Among the lines below, count those with "styles". Give the total alone.

━━━ Data extract ━━━

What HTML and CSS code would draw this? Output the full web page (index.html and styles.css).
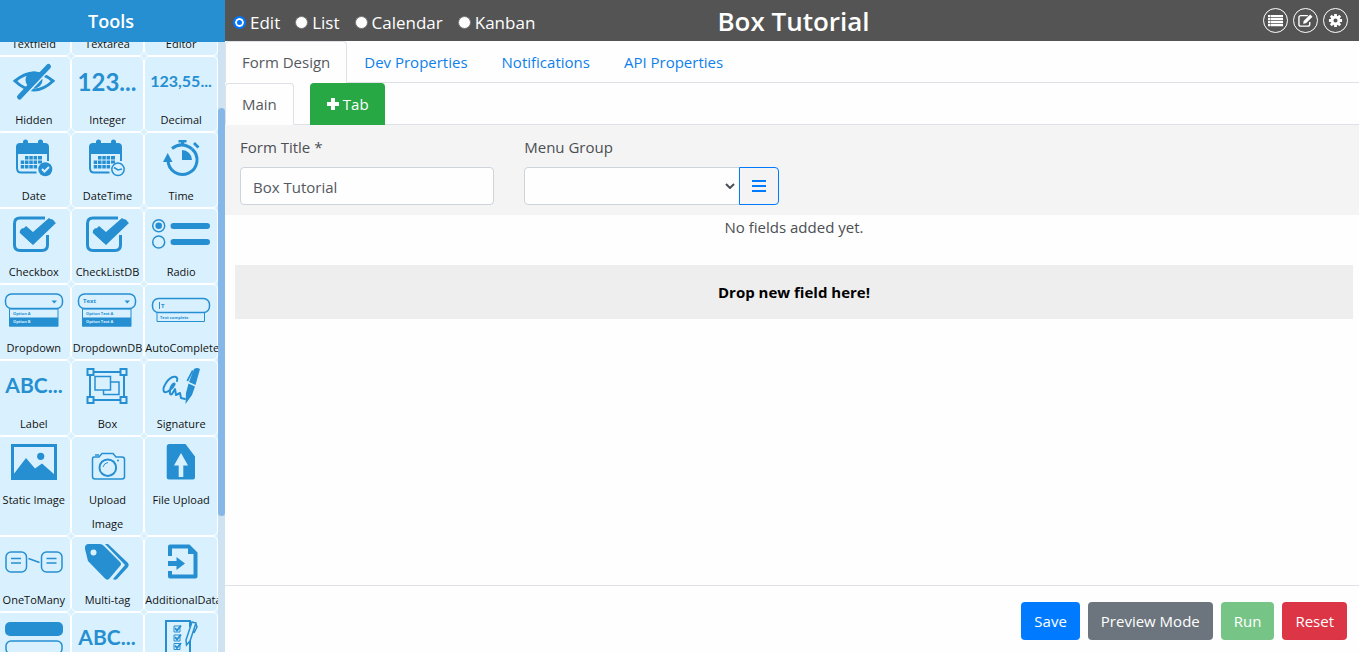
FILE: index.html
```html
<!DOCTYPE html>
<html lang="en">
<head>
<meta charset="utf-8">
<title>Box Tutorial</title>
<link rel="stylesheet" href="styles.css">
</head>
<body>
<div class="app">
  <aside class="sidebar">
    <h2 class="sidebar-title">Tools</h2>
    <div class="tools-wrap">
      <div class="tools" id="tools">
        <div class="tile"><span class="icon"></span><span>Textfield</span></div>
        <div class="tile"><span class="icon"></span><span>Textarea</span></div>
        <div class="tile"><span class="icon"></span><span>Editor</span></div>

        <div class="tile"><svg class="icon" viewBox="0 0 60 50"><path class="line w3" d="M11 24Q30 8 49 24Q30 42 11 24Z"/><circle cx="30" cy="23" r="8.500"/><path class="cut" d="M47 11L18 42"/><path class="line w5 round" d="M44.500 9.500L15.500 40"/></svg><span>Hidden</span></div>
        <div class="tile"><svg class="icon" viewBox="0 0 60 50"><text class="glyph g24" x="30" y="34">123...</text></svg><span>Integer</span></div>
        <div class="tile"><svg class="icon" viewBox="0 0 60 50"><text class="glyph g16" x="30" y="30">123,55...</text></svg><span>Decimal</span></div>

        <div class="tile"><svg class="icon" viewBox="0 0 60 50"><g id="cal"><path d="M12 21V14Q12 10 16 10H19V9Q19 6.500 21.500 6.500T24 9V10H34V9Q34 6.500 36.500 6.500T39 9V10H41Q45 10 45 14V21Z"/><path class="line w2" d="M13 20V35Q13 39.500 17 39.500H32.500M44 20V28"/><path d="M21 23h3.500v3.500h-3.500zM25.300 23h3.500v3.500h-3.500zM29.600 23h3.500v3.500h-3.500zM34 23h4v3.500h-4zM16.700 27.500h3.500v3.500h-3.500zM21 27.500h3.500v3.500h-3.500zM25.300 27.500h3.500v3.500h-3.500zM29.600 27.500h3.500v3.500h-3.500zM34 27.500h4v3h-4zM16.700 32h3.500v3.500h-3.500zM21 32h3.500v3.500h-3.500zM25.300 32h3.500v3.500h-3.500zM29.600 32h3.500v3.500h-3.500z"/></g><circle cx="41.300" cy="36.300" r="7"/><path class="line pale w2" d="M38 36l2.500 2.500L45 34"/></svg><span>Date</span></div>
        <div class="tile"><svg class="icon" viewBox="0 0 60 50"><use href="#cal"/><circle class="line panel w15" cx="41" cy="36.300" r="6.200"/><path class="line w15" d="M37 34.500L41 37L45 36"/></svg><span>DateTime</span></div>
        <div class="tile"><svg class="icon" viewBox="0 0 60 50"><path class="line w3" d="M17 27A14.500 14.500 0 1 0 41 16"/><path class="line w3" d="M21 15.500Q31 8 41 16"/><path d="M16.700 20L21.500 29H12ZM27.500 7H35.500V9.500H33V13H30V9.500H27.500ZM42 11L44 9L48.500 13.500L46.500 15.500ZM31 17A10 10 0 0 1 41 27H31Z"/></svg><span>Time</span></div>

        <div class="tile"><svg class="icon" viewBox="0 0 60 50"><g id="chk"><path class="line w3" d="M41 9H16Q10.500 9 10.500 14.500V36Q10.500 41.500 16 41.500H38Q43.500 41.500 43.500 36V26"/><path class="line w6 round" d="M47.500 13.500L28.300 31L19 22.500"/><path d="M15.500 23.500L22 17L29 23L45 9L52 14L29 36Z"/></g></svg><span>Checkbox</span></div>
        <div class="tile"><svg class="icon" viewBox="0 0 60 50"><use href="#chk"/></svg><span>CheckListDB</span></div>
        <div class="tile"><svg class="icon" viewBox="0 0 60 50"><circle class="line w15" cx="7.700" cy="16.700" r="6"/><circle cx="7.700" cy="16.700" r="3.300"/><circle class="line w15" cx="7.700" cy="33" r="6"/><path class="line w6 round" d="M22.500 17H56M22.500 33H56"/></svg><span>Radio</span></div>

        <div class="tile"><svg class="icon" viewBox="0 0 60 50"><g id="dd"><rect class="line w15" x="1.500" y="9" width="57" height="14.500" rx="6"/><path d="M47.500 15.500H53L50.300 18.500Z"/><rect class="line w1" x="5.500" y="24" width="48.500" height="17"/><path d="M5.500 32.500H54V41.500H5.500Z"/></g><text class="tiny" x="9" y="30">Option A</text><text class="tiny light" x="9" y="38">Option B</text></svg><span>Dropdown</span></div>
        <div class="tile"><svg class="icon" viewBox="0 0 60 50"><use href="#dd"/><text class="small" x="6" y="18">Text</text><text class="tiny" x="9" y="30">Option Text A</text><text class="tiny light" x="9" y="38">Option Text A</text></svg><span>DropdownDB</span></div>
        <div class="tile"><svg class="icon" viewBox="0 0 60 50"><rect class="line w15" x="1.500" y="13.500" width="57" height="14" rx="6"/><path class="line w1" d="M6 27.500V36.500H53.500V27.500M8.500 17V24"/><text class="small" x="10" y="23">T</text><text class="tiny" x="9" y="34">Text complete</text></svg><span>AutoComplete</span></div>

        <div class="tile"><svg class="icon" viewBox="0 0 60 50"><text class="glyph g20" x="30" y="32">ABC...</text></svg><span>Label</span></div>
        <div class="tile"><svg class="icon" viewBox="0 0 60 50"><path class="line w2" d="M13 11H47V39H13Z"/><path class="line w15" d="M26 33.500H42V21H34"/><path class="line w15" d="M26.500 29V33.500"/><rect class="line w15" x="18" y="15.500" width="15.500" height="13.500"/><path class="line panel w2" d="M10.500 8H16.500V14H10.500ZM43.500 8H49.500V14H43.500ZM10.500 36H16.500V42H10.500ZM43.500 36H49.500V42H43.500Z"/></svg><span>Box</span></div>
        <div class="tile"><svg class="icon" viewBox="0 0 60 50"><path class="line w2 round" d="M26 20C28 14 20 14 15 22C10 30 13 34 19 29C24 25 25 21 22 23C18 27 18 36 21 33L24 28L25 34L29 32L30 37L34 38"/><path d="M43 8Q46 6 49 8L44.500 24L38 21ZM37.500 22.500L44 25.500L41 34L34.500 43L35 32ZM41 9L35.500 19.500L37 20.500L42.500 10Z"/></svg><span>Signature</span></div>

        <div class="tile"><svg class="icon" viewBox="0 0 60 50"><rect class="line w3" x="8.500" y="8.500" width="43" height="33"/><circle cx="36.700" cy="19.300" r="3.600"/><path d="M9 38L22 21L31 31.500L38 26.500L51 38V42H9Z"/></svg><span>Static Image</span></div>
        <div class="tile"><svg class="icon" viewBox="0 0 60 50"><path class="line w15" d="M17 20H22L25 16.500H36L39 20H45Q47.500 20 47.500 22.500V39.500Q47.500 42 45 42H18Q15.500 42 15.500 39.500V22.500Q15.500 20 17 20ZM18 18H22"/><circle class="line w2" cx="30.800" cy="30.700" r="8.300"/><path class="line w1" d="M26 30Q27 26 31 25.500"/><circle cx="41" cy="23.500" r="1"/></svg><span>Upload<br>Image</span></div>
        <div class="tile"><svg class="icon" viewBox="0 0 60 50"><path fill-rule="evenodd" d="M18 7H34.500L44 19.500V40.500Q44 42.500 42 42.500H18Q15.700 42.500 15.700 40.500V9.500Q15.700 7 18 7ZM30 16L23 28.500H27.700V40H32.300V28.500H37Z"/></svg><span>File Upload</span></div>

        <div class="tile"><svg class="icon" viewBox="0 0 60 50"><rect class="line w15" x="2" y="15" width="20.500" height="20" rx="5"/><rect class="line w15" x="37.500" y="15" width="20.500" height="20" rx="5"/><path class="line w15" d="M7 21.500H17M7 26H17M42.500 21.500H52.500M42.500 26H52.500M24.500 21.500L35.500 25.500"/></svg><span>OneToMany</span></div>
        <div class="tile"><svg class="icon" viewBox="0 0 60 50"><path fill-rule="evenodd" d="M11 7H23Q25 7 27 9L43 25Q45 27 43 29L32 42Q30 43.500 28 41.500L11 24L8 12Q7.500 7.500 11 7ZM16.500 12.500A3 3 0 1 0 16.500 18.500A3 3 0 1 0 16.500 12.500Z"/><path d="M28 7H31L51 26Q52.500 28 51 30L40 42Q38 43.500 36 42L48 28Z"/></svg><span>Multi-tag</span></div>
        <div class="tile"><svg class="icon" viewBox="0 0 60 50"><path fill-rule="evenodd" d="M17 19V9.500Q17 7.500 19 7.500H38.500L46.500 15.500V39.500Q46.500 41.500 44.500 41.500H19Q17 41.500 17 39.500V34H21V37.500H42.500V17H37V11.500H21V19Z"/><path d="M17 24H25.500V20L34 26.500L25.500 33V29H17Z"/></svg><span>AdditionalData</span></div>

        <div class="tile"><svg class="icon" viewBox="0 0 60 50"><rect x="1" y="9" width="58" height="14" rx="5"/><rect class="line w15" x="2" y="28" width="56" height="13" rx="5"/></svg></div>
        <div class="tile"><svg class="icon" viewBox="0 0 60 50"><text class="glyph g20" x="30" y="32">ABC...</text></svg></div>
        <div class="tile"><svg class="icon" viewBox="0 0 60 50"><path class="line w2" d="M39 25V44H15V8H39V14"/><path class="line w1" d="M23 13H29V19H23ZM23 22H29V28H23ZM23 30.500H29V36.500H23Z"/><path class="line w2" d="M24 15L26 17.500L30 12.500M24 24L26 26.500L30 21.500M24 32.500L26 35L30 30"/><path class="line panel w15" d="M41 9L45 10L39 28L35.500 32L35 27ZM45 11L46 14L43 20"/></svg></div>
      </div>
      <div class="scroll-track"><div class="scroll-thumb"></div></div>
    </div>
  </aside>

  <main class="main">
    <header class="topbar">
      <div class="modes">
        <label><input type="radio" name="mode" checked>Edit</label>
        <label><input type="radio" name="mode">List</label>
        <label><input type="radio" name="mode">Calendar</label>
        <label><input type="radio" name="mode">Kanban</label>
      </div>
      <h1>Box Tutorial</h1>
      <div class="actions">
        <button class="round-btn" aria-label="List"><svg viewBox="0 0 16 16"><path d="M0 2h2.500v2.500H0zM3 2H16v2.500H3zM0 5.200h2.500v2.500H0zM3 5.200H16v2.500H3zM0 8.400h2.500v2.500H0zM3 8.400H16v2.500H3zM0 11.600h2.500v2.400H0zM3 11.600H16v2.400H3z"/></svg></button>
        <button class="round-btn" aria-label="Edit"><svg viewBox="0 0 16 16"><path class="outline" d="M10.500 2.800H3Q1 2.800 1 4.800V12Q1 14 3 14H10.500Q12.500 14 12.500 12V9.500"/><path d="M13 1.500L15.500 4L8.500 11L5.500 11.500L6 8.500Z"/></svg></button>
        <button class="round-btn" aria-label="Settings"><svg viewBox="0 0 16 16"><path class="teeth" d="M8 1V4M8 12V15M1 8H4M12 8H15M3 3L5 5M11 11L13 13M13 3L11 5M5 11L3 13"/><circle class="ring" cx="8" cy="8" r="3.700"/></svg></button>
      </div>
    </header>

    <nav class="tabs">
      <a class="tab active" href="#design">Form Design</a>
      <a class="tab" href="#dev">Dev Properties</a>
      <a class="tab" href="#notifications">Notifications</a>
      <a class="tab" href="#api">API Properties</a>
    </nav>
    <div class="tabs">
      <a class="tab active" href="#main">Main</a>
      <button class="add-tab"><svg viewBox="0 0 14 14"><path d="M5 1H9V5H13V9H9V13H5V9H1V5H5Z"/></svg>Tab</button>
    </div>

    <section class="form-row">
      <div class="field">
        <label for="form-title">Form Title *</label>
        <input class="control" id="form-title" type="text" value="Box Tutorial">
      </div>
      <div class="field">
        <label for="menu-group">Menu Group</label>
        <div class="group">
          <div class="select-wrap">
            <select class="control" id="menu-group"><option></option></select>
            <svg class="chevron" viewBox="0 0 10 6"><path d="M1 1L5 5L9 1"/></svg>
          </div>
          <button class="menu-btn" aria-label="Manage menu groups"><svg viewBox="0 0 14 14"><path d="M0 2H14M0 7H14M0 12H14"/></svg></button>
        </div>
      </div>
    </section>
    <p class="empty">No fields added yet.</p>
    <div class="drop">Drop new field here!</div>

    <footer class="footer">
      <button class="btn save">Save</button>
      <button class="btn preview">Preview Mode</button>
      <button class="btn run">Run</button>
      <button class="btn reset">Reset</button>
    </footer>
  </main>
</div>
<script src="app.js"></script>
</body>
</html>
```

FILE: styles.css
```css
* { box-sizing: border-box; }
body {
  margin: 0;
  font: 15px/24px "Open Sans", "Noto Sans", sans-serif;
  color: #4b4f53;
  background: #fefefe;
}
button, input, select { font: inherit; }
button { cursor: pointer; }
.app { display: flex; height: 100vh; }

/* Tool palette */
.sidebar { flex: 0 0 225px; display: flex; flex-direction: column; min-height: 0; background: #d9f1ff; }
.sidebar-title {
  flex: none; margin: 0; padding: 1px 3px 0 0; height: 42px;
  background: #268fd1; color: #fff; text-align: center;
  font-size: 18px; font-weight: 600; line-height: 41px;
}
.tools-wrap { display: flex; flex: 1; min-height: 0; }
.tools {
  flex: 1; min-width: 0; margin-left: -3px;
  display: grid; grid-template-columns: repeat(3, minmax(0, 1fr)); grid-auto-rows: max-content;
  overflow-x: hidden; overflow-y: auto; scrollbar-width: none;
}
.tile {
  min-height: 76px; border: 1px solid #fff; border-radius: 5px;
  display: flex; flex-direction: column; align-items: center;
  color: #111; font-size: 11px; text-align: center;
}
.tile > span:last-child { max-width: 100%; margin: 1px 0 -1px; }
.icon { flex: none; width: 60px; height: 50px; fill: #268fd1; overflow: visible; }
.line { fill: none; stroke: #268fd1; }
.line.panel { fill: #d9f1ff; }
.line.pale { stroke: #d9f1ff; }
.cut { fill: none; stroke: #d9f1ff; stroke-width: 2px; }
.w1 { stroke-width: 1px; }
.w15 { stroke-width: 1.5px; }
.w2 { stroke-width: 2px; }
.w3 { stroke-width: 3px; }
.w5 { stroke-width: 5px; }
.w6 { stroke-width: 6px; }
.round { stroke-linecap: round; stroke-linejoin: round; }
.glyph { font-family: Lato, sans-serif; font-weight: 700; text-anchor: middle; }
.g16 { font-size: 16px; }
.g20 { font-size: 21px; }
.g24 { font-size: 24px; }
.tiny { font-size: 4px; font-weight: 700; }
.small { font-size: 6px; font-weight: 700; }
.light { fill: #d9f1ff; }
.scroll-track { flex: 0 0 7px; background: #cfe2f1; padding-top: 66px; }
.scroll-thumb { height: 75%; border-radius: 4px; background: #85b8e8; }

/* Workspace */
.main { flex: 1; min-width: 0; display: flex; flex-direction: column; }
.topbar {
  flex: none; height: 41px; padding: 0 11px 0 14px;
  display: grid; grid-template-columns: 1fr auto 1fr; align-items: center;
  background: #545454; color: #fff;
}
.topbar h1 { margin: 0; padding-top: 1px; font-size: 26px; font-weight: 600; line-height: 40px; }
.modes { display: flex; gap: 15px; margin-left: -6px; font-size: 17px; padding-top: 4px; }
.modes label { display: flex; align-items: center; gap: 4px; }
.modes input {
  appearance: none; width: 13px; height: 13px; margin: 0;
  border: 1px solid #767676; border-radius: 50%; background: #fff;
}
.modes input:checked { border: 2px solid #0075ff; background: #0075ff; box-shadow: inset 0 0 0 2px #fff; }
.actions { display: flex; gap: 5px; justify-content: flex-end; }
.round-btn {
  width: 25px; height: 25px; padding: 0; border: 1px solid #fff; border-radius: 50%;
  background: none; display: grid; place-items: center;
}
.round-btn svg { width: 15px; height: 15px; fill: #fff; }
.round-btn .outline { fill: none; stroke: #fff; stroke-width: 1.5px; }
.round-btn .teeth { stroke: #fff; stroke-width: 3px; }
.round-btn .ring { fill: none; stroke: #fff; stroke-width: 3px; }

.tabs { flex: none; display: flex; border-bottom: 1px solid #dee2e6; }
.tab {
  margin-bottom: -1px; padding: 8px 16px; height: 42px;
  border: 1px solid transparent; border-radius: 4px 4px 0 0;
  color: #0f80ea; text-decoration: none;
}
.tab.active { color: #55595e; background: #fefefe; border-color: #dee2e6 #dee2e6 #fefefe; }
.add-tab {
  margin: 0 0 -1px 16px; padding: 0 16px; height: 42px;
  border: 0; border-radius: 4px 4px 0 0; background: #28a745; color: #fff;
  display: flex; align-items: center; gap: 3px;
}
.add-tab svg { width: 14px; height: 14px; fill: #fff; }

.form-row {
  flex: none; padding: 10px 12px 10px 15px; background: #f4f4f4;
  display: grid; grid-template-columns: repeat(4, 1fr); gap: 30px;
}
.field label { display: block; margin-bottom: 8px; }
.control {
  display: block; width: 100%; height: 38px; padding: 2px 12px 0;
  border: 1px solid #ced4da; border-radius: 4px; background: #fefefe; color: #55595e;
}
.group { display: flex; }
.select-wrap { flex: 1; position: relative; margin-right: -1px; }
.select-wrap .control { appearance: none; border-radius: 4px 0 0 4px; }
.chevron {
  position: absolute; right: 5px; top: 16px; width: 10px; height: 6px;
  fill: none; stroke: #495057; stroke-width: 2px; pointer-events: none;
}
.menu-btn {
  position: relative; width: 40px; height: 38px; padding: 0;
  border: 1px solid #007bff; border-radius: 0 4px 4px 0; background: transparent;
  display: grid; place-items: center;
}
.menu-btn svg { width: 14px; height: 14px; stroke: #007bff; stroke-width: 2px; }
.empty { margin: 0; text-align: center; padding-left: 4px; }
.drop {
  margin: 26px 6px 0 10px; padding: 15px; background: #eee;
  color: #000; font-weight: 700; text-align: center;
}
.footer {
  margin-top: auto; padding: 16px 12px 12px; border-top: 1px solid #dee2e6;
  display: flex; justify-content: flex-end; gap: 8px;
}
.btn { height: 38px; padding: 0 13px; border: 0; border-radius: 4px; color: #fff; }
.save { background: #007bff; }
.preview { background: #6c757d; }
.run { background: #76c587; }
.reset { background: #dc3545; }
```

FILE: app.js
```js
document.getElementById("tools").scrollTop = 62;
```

━━━

• Reply: 3